His eyes flutter closed, and he leans back, nodding in agreement because he has no other choice. They both know it. All the times she’s asked his permission for anything they’ve done here has been as a courtesy only. His consent is not required, never has been. If he needs a doctor he’ll get one whether he likes it or not.
She makes quick work of taking his vitals which come back surprisingly normal. A good sign. Takes the coffee from Nick when he walks in a moment later and conveys her request for the doctor, sending him out of the room again with a huff.
She can stitch Dean up in the meantime, which is what she does next, threading the needle and swabbing the gash, meticulously pulling his skin back together. She’s numbed the area as much as she’s allowed, with extra amounts of cream, but the wince on his face confirms he feels every stitch.
She tries to distract him with poorly planned conversation. “So, what prompted all this?”
Well, that was a bad choice. He probably doesn’t want to talk about why he got into a fight. She could have asked him anything else, but it’s been the question on the tip of her tongue the whole time. The most obvious thing.
“Took somethin’ someone offered me from the commissary. Package of donuts. Them little chocolate ones that come in a pack. Didn’t wanna be rude and refuse. Didn’t know that meant I owed him and had to pay ‘em back. He never said, but then he came collecting and I didn’t have anything.”
He’s completely dejected about the entire thing. Embarrassed and sad and a little incredulous about the cause of his injuries, like he can’t believe all this happened because of some donuts.
“That doesn’t seem very fair to me. I’ve seen far worse happen for far less, though.” She finishes up her work and offers him a few tablets of extra-strength Tylenol.
“How it is in here. Ain’t nothing fair. First time in, but I shoulda known. I wasn’t thinking.”
He has to sit up to take the pills, straining with the effort and doubling over against the rail, and she only barely resists the urge to help prop him up. To let him lean on her as much as he needs to. The cold metal rail isn’t tall enough to offer any support, but she keeps her distance. There’s a line and she can’t cross it. Not even for this one, who seems harmless enough and has an innocent face.

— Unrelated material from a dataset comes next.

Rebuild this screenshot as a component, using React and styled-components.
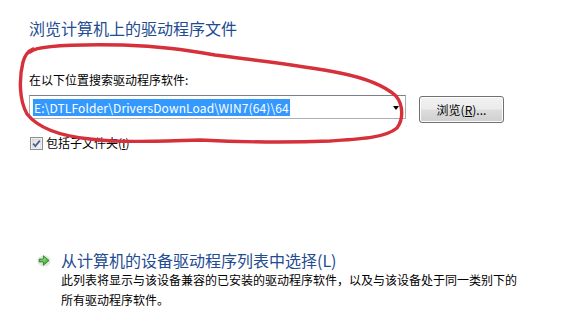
import React from 'react';
import styled, { createGlobalStyle } from 'styled-components';

const GlobalStyle = createGlobalStyle`
  html, body {
    margin: 0;
    padding: 0;
    background: #ffffff;
  }
  body {
    font-family: "Noto Sans CJK SC", "Noto Sans", sans-serif;
    color: #000000;
  }
`;

const Page = styled.div`
  position: relative;
  width: 571px;
  height: 314px;
  overflow: hidden;
  background: #ffffff;
  box-sizing: border-box;
  padding: 18px 0 0 29px;
`;

const Title = styled.div`
  font-size: 16px;
  line-height: 21px;
  color: #224b91;
`;

const Label = styled.div`
  margin-top: 33px;
  font-size: 12px;
  line-height: 16px;
`;

const PathRow = styled.div`
  display: flex;
  align-items: flex-start;
  gap: 13px;
  margin-top: 7px;
`;

const Combo = styled.div`
  position: relative;
  width: 377px;
  height: 24px;
  box-sizing: border-box;
  border: 1px solid #abadb3;
  border-top-color: #7a7e86;
  background: #fff;
  display: flex;
  align-items: center;
  padding-left: 3px;
`;

const Selected = styled.span`
  background: #3399ff;
  color: #ffffff;
  font-size: 12px;
  line-height: 17px;
  letter-spacing: 0.12px;
  padding: 0 1px;
  white-space: nowrap;
`;

const DropArrow = styled.span`
  position: absolute;
  right: 6px;
  top: 10px;
  width: 0;
  height: 0;
  border-left: 3px solid transparent;
  border-right: 3px solid transparent;
  border-top: 4px solid #000;
`;

const Button = styled.button`
  width: 85px;
  height: 27px;
  margin-top: 1px;
  box-sizing: border-box;
  border: 1px solid #707070;
  border-radius: 3px;
  background: linear-gradient(#f2f2f2 0%, #ebebeb 48%, #dddddd 52%, #cfcfcf 100%);
  box-shadow: inset 0 0 0 1px #fcfcfc;
  font-family: "Noto Sans CJK SC", "Noto Sans", sans-serif;
  font-size: 12px;
  color: #000;
  padding: 0;
  u {
    text-decoration: underline;
  }
`;

const CheckRow = styled.label`
  display: flex;
  align-items: center;
  gap: 3px;
  margin-top: 12px;
  margin-left: 1px;
  font-size: 12px;
  line-height: 16px;
`;

const CommandLink = styled.div`
  display: flex;
  align-items: flex-start;
  gap: 10px;
  margin-top: 99px;
  margin-left: 8px;
`;

const LinkIcon = styled.div`
  padding-top: 4px;
  line-height: 0;
`;

const LinkBody = styled.div`
  display: flex;
  flex-direction: column;
`;

const LinkTitle = styled.div`
  font-size: 16px;
  line-height: 20px;
  color: #224b91;
`;

const LinkDesc = styled.div`
  font-size: 12px;
  line-height: 20px;
  color: #000;
`;

const Annotation = styled.svg`
  position: absolute;
  left: 0;
  top: 0;
  pointer-events: none;
`;

function CheckBox() {
  return (
    <svg width="13" height="13" viewBox="0 0 13 13">
      <defs>
        <linearGradient id="cbg" x1="0" y1="0" x2="1" y2="1">
          <stop offset="0" stopColor="#dcdcdc" />
          <stop offset="1" stopColor="#fbfbfb" />
        </linearGradient>
      </defs>
      <rect x="0.5" y="0.5" width="12" height="12" fill="#fff" stroke="#8e8f8f" />
      <rect x="2" y="2" width="9" height="9" fill="url(#cbg)" stroke="#c6c6c6" strokeWidth="0.6" />
      <path d="M3.2 6.6 L5.4 9 L9.8 3.6" fill="none" stroke="#4a5f97" strokeWidth="1.8" />
    </svg>
  );
}

function GreenArrow() {
  return (
    <svg width="14" height="13" viewBox="0 0 14 13">
      <defs>
        <radialGradient id="ga" cx="0.4" cy="0.35" r="0.7">
          <stop offset="0" stopColor="#8fe27a" />
          <stop offset="1" stopColor="#2f9a2a" />
        </radialGradient>
      </defs>
      <ellipse cx="7" cy="7" rx="6.6" ry="5.8" fill="#e4e6e4" />
      <path
        d="M2.2 5.1 H6.4 V1.8 L12 6.5 L6.4 11.2 V7.9 H2.2 Z"
        fill="url(#ga)"
        stroke="#1f7a1f"
        strokeWidth="0.8"
        strokeLinejoin="round"
      />
    </svg>
  );
}

export default function App() {
  return (
    <>
      <GlobalStyle />
      <Page>
        <Title>浏览计算机上的驱动程序文件</Title>
        <Label>在以下位置搜索驱动程序软件:</Label>
        <PathRow>
          <Combo>
            <Selected>E:\DTLFolder\DriversDownLoad\WIN7(64)\64</Selected>
            <DropArrow />
          </Combo>
          <Button>浏览(<u>R</u>)...</Button>
        </PathRow>
        <CheckRow>
          <CheckBox />
          <span>包括子文件夹(<u>I</u>)</span>
        </CheckRow>
        <CommandLink>
          <LinkIcon>
            <GreenArrow />
          </LinkIcon>
          <LinkBody>
            <LinkTitle>从计算机的设备驱动程序列表中选择(L)</LinkTitle>
            <LinkDesc>
              此列表将显示与该设备兼容的已安装的驱动程序软件，以及与该设备处于同一类别下的
              <br />
              所有驱动程序软件。
            </LinkDesc>
          </LinkBody>
        </CommandLink>
        <Annotation width="571" height="314" viewBox="0 0 571 314">
          <path
            d="M30 52 C 36 46, 70 44, 123 45 C 160 46, 185 50, 215 55 C 260 61, 300 65, 340 73 C 365 78, 385 86, 396 96 C 404 106, 403 120, 397 128 C 385 138, 360 139, 330 141 C 280 143, 240 142, 200 140 C 160 141, 120 143, 90 139 C 60 136, 38 128, 27 114 C 19 100, 19 78, 23 62 C 25 55, 28 51, 33 49"
            fill="none"
            stroke="#d6303a"
            strokeWidth="3.4"
            strokeLinecap="round"
            strokeLinejoin="round"
          />
        </Annotation>
      </Page>
    </>
  );
}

They are rarely harmless though, and an innocent face means nothing. Not in here. She knows that all too well. She isn’t about to make a stupid mistake that’ll prove Nick right. Regardless of how much Dean sparks her instincts to soothe and make it better, and he does seem to do that. He looks entirely out of his element and that makes her want to reach out and flick the hair from his eyes and offer him some respite from the dangers she knows he faces back in the pod. Even so, his story could be a lie. It wouldn’t be the first time, and there are other, more imposing things about him that overshadow the innocence she finds in his eyes. Large, broad shoulders and twitching muscles, arms that could crush her without a second thought.
There is a reason it took three of them back in the cell block to take him down. He doesn’t look the type to be an easy target,but he lacks the overflow of fake confidence the others possess. Everyone here is all bluster, even when hurting, especially when hurting. To be otherwise is considered a weakness and the pack will sniff it out on sight. He hasn’t gotten that memo though, and his far-away gaze tells her that his reaction to all this might have more than a single layer.
She rechecks his stitches one last time before covering them with gauze and a few butterfly bandages. The doctor breezes in not long after, taking over where she left off, and ordering an x-ray that would require transport to an outside facility.
“Can’t have an inmate dying on our watch. Wouldn’t be good for press,” he says under his breath to one of the guards.